Children Now Making Up Majority of Chicago's Daily COVID Cases: Top Doc

Children in the youngest age range, however, have reported no hospitalizations or deaths with recent cases, according to the city's data from the last seven days

In the last week, children made up the majority of Chicago's daily COVID cases, data shows, but they are not becoming hospitalized or dying from the virus, according to the city's top doctor.

Recent data indicates those in the infant to 17-year-old age group are now making up the most coronavirus cases in the city when compared to other ages.

Chicago is currently averaging 289 cases per day, based on a seven-day rolling average. Those between the ages of 0 and 17 are reporting 63 average cases per day in the city. The next highest group is 18- to 29-year-olds, who are reporting an average of 59 new cases per day.

Children in the youngest age range, however, have reported no hospitalizations or deaths with recent cases, according to the city's data from the last seven days. Those in the 18- to 29-year-old range reported three hospitalizations, but no deaths.

Chicago Department of Public Health Commissioner Dr. Allison Arwady said while "there's more cases in kids" currently, it is likely due to the fact that children under the age of 12 are not eligible for vaccination yet and those between the ages of 12 and 15 only recently became eligible.

"These numbers go down really very much in line with vaccination rates, but we haven't had hospitalizations," she said during a Facebook Live Thursday. "We've averaged zero kids getting hospitalized with COVID, certainly not deaths."

According to new figures from the American Academy of Pediatrics, COVID-19 infections in children are remaining stubbornly constant.

The data from earlier this month showed that children are now making up 22% of COVID-19 infections and they are about 1.2 to 3.1% of hospitalizations.

As of May 10, at least 296 children had died from COVID-19 in the U.S. alone and more than 15,000 have been hospitalized, according to a tally by the AAP.
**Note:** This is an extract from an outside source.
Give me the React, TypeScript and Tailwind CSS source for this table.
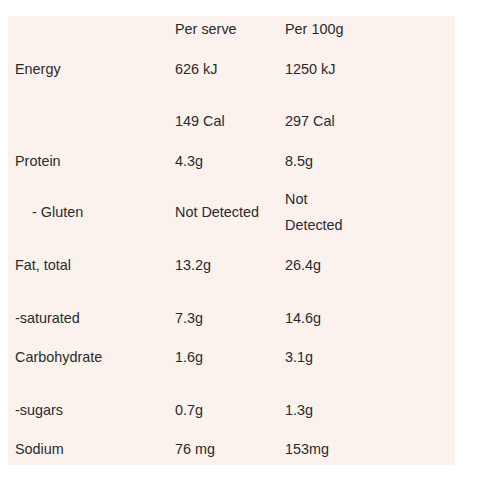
const rows = [
  { label: "", serve: "Per serve", per100: "Per 100g", gap: "mt-[3px]" },
  { label: "Energy", serve: "626 kJ", per100: "1250 kJ", gap: "mt-[14px]" },
  { label: "", serve: "149 Cal", per100: "297 Cal", gap: "mt-[26px]" },
  { label: "Protein", serve: "4.3g", per100: "8.5g", gap: "mt-[14px]" },
  { label: "- Gluten", serve: "Not Detected", per100: "Not Detected", gap: "mt-[12px]", indent: true },
  { label: "Fat, total", serve: "13.2g", per100: "26.4g", gap: "mt-[14px]" },
  { label: "-saturated", serve: "7.3g", per100: "14.6g", gap: "mt-[27px]" },
  { label: "Carbohydrate", serve: "1.6g", per100: "3.1g", gap: "mt-[13px]" },
  { label: "-sugars", serve: "0.7g", per100: "1.3g", gap: "mt-[27px]" },
  { label: "Sodium", serve: "76 mg", per100: "153mg", gap: "mt-[13px]" },
];

const App = () => {
  return (
    <div className="min-h-[480px] bg-white pt-[13px] pl-2">
      <div
        className="w-[447px] bg-[#fbf2ee] px-[7px] pb-[3px] text-[14.4px] leading-[26px] text-[#2a2a2a]"
        style={{ fontFamily: '"Liberation Sans", Arial, sans-serif' }}
      >
        {rows.map((row, i) => (
          <div key={i} className={`grid grid-cols-[160px_110px_80px] items-center ${row.gap}`}>
            <div className={row.indent ? "pl-[17px]" : ""}>{row.label}</div>
            <div>{row.serve}</div>
            <div>{row.per100}</div>
          </div>
        ))}
      </div>
    </div>
  );
};

export default App;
Both Pfizer and Moderna have begun U.S. studies in children ages 6 months to 11 years. Those studies explore whether babies, preschoolers and elementary-age kids will need different doses than teens and adults. Dr. Bill Gruber, a Pfizer senior vice president who’s also a pediatrician, told the Associated Press that Pfizer expects its first results in the fall.

"Both Pfizer and Moderna currently have studies that are ongoing for vaccine down to six months so maybe into next year we may actually see vaccine for our people less than 12 years of age, so stay tuned for that and keep looking out," Dr. Candice Robinson, medical director for the Chicago Department of Public Health, said earlier this month.

Experts recommend parents continuing to follow public health guidelines for unvaccinated people.

"In the meantime, you know, there will still be some protective things that you will need, the children will need to continue to do because they can't get vaccinated," Robinson said. "So still make sure they're washing their hands, wearing their masks, social distancing in the appropriate settings and following the CDC guidance for persons who are unvaccinated."

While both Illinois and Chicago have lifted mask mandates for fully vaccinated residents in most settings, children unable to get vaccinated are still required to wear their masks.

Under Illinois' new order, "any individual who is not fully vaccinated and who is over age two and able to medically tolerate a face covering (a mask or cloth face covering) shall be required to cover their nose and mouth with a face covering when in a public place and unable to maintain a six-foot social distance."

Masks will also still be required in schools and daycares across the city and state.

Arwady noted earlier this week that "when children are in indoor settings, they need to continue masking first and foremost."

"To the question of children being around people who are unmasked, my main question there: are those unmasked people vaccinated? We've already said that in settings where people are gathering if everybody is fully vaccinated - if you're at somebody's house, etc. - the risk [to] children is really very, very low in that setting," Chicago Department of Public Health Commissioner Allison Arwady said. "And so if all of the adults who are gathering are vaccinated, there's not a need to wear masks in that setting, including for the children."

Health officials have said vaccinating those who are eligible around the children can also help keep them protected.

"If you can get all the adults vaccinated around the kids risk really goes down a lot, " Arwady said.